For the development of the assignment, we created an actuator that bends as shown in the image on the left, and also a gripper based on flexible actuators, as seen in the image on the right.

Imagen 1 Imagen 1

The actuators I made were silicone-based, which required designing the molds. I based my design on examples and models found on the Soft Robotics Toolkit website. In the image on the right, you can see the beige mold they share on their page. However, during testing, the silicone didn't flow well through the cavities, so in my design, I enlarged the spaces and added a connector on one of the ends.

Imagen 1 Imagen 1

I used RTV (Room Temperature Vulcanization) silicone and its catalyst, the same one I used during the Molding and Casting week.

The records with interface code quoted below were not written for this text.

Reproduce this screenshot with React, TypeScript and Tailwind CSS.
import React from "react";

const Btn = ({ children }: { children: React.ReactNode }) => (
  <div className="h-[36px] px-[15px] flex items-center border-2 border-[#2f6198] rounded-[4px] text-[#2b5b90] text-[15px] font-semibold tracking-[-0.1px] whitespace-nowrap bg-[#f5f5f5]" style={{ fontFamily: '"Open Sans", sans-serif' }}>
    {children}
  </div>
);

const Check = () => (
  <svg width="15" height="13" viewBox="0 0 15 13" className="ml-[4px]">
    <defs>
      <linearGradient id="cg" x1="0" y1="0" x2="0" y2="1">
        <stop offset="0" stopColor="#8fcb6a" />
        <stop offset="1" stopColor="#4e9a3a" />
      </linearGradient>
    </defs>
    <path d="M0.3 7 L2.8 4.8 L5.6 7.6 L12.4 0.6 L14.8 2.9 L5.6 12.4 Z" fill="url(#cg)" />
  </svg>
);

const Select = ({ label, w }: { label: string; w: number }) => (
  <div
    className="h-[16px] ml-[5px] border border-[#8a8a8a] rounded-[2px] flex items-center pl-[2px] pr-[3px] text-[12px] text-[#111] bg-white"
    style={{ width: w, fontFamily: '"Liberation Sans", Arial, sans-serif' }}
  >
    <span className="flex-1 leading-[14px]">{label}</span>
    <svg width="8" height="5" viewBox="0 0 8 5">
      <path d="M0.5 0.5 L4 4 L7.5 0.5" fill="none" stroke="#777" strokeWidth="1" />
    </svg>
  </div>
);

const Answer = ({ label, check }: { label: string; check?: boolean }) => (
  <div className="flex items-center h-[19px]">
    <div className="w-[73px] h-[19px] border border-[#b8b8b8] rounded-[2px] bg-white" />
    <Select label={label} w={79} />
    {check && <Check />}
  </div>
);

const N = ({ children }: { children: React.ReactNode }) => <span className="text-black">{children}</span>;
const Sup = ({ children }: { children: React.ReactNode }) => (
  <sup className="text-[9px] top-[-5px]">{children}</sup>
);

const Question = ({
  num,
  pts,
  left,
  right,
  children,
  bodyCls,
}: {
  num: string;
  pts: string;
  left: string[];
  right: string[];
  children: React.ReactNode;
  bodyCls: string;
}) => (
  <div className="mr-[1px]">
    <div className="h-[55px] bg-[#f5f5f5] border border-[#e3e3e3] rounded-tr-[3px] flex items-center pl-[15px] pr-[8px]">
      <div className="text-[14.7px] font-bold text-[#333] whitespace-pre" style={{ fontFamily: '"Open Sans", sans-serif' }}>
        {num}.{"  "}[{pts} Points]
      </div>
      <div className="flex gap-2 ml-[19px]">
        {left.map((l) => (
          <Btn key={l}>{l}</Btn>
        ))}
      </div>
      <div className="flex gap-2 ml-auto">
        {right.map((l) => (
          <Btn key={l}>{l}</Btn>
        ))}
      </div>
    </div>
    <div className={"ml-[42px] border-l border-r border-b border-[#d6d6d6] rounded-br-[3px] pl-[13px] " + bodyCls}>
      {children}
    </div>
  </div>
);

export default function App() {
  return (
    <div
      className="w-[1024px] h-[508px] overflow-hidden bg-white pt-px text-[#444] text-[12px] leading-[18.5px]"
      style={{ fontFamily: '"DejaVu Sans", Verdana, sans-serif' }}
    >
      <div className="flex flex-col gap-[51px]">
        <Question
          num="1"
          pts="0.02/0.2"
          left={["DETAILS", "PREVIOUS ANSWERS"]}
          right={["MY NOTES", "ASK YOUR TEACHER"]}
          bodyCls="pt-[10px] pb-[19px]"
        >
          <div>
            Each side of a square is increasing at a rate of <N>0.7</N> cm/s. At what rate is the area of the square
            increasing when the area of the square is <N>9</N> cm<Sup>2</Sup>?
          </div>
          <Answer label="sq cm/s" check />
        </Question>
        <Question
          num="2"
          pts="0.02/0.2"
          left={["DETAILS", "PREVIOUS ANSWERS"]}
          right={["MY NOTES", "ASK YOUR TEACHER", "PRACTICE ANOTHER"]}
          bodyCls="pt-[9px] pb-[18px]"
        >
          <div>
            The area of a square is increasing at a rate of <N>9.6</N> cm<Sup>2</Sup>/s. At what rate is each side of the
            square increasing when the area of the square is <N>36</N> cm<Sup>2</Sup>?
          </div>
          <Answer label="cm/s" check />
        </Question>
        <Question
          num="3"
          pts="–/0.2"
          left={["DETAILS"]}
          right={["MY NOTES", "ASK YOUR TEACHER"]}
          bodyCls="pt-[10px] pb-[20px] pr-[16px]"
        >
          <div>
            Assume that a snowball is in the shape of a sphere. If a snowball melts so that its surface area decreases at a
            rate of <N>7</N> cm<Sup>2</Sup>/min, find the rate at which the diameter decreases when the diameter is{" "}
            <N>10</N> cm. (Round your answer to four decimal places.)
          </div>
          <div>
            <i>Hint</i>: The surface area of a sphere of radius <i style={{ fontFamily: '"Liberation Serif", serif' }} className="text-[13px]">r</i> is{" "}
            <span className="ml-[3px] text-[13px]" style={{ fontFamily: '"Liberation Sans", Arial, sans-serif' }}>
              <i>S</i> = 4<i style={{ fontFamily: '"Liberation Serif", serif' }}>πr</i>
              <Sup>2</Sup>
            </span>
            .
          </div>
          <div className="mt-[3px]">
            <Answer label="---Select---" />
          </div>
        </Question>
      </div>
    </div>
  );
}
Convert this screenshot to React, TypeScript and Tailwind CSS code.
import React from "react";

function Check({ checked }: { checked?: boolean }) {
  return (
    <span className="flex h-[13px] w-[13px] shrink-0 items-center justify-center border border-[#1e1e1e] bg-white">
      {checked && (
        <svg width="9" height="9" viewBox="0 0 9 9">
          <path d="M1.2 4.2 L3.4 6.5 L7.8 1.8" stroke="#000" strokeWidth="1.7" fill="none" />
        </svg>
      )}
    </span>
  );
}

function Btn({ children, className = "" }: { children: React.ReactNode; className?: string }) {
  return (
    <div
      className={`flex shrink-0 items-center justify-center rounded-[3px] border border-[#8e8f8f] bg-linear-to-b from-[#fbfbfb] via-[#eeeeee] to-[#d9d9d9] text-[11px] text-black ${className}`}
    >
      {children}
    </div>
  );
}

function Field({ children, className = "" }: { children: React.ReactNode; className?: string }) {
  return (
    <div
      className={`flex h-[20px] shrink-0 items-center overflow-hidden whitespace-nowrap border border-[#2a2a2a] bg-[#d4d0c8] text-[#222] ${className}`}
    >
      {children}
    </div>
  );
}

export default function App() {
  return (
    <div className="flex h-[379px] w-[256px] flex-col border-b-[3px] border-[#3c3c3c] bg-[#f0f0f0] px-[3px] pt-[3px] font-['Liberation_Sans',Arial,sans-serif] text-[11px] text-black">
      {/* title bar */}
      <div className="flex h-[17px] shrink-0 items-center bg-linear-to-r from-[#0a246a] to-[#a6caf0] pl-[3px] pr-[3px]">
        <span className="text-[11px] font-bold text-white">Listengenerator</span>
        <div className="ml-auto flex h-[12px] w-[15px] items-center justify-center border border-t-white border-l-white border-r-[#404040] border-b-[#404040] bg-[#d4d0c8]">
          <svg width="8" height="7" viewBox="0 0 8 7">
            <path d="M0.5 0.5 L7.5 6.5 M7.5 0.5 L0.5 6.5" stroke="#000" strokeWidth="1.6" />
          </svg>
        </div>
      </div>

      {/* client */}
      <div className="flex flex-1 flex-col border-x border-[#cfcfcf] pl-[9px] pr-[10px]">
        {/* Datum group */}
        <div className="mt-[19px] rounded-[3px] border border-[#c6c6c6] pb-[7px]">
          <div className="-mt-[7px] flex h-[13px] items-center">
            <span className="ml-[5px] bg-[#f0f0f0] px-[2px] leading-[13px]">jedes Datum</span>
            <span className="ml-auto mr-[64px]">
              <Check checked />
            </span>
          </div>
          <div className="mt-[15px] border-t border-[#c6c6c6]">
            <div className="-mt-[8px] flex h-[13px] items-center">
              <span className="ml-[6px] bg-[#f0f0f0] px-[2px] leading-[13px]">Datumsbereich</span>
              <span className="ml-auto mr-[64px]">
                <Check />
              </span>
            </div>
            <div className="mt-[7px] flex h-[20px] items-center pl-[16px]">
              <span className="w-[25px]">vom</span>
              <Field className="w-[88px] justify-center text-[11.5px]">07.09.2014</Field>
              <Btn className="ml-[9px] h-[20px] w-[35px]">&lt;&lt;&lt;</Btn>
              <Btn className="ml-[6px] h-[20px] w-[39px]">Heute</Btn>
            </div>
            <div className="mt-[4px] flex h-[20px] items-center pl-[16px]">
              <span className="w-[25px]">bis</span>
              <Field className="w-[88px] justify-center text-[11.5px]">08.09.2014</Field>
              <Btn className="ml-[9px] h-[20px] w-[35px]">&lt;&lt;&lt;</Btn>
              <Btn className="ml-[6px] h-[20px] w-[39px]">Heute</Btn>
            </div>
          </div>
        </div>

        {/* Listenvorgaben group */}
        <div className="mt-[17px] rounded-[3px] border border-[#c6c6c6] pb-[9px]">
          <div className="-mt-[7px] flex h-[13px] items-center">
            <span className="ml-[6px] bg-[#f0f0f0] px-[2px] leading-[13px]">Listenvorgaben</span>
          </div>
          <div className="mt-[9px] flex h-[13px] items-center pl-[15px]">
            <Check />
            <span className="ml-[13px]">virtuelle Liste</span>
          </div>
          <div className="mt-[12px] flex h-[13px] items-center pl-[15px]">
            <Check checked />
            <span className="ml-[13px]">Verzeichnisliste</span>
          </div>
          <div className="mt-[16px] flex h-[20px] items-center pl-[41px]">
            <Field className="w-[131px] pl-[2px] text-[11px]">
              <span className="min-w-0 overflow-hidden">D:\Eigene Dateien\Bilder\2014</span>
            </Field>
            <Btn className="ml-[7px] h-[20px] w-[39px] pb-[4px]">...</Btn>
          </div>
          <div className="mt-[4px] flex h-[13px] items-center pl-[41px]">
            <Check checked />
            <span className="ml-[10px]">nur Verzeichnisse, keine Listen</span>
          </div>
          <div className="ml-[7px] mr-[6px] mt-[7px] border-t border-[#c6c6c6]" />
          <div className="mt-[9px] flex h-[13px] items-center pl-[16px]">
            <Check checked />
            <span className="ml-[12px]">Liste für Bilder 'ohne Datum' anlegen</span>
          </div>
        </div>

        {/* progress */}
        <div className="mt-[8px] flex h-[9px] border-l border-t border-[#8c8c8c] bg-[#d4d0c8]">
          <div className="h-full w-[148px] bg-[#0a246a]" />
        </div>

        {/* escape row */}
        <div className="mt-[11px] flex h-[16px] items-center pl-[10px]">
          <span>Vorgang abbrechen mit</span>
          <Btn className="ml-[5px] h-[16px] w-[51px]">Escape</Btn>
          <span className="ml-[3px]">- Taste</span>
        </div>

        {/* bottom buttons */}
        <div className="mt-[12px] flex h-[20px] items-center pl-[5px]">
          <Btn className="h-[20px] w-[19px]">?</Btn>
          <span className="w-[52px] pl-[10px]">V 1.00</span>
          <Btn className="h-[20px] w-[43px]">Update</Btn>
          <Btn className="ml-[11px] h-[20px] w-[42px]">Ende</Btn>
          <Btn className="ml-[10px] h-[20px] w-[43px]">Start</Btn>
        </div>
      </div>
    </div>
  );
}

The manufacturer recommends a ratio of 100:3, so we mixed 100 grams of silicone with 3 grams of catalyst for the first actuator.

Imagen 1 Imagen 1

We also followed the procedure recommended by the Soft Robotics Toolkit website for making the molds:

First, we poured the silicone into the main mold and waited for it to cure.

Imagen 1 Imagen 1

Then, we filled the base mold halfway with silicone and placed a piece of paper on it to serve as the strain-limiting layer. We waited for this to cure. See image on the left.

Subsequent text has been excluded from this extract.